18 novembre 2013. Morti e
dispersi. E' emergenza. Precipitazioni molto intense hanno colpito la Sardegna
per oltre venti ore. Segnalati accumuli record, anche superiori ai 300
millimetri. Si contano i danni. Ponti crollati, viabilità in tilt. Persone
soccorse e salvate dai soccorritori. Le precipitazioni si sono scatenate nel
tardo pomeriggio con particolare violenza tra Nuoro e Olbia. Alla fine si conteranno
17 vittime accertate.
Purtroppo questo film già visto
infinite volte è così sempre uguale a se stesso da far suonare rituali, quasi
accademiche, anche le parole di chi non ha mai smesso di denunciare l'Italia
colabrodo. Malgrado tutto però noi tutti dobbiamo insistere. E' vero: in poche
ore sull'Ogliastra e sul Nuorese è caduta tanta pioggia quanta in genere ne
arriva in un anno: più o meno 400 millimetri. Ma non è la prima volta che
succede. Come ha ricordato il meteorologo Luca Mercalli, soltanto negli ultimi
dieci anni è capitato in altre due occasioni, 2008 e 2004; andò peggio solo
nell'ottobre 1951.
Si è trattato sì un fenomeno
eccezionale, probabilmente inasprito dai cambiamenti climatici globali che stanno
investendo il Mediterraneo, ma non è stato un fenomeno inedito. E allora, pesantemente,
piomba la oramai ricorrente e arcinota domanda leniniana: che fare?

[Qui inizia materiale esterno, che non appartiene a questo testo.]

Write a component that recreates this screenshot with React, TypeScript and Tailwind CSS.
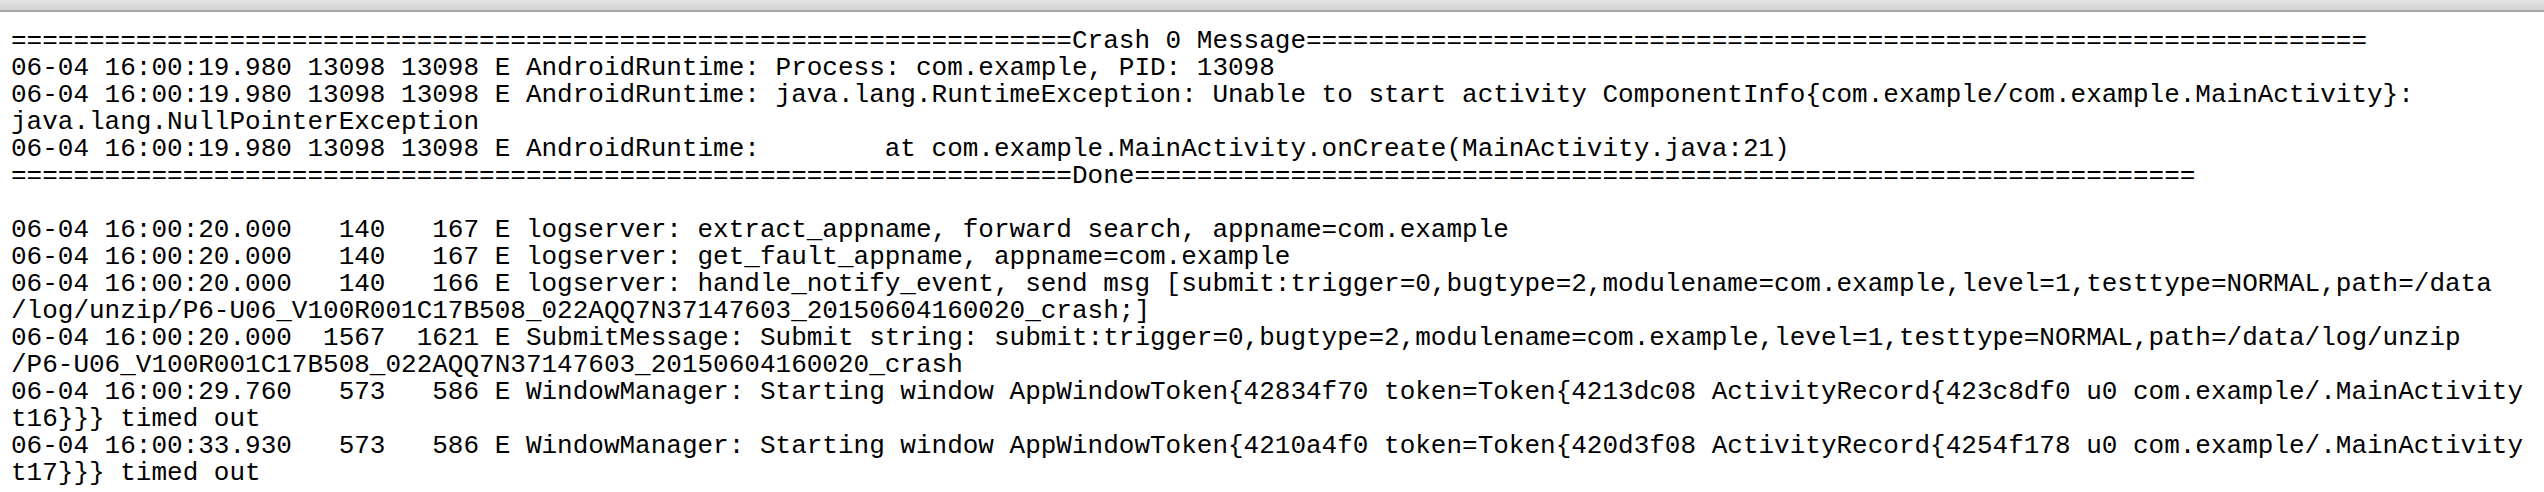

Si può, si deve, sicuramente,
rendere il "pronto soccorso" della protezione civile più efficace: anche
se oggi funziona bene nel suo snodo centrale di coordinamento, troppo spesso
perde rapidità ed efficienza quanto più ci si allontana da Roma e ci si
avvicina ai luoghi fisici, laddove ci sono da gestire emergenze improvvise e
gravi.
E poi, imprescindibilmente, si
deve fare il contrario di ciò che in Italia si fa da decenni: consumo scriteriato
del suolo e scarsi investimenti nella messa in sicurezza e nella manutenzione
ordinaria del territorio. A fronte di un costo complessivo per la messa in
sicurezza del nostro territorio stimato in circa 40 miliardi, tutti gli ultimi
governi - da Berlusconi a Monti a Letta - hanno previsto a tale scopo risorse
irrilevanti, fino all'obolo di 30 milioni messo a bilancio con l'attuale Legge
di Stabilità. I governi italiani non hanno mai problemi a trovare miliardi per
grandi opere, costosissime o di dubbia utilità, o per mega acquisti che
interessano solo a qualche lobby potente come i famigerati F35, invece davanti
all'esigenza veramente vitale per il Paese di trovare non diciamo miliardi ma
almeno qualche centinaio di milioni da destinare alla difesa del suolo, alzano
le braccia.
Cemento ovunque, comprese quelle
zone in cui non si dovrebbe costruire un metro cubo, come ad esempio le fasce
golenali di fiumi e torrenti. Abusivismo edilizio tollerato e spesso
incoraggiato a forza di condoni: dobbiamo cambiare mentalità. La filosofia del
condono ci porta a credere che il denaro estingua il rischio, che se uno paga
l'ammenda per un abuso si mette per sempre in regola: mentre l'alluvione sarda
ci deve insegnare che la precarietà non si mette a norma, che finché non si
risolve il problema che si è creato sul territorio, la minaccia, in caso di
alluvione, resta sempre dietro l'angolo. Fra le tante cifre che ci ballano davanti
agli occhi, fra le tante cifre che si ricordano, ce n'è una che ci deve far
riflettere, e che andrebbe scolpita, anche nei fumosi discorsi dei responsabili
istituzionali: per ogni miliardo di euro speso in prevenzione, in questo Paese,
ne spendiamo due e mezzo di emergenza.
Si chiedano più investimenti sul
futuro, si metta a norma tutto quello che si può e si deve, e per favore,
smettiamola di piangere lacrime di coccodrillo, prima che ci venga presentato
di nuovo il conto di tutto ciò sotto forma dell’ennesima tragedia.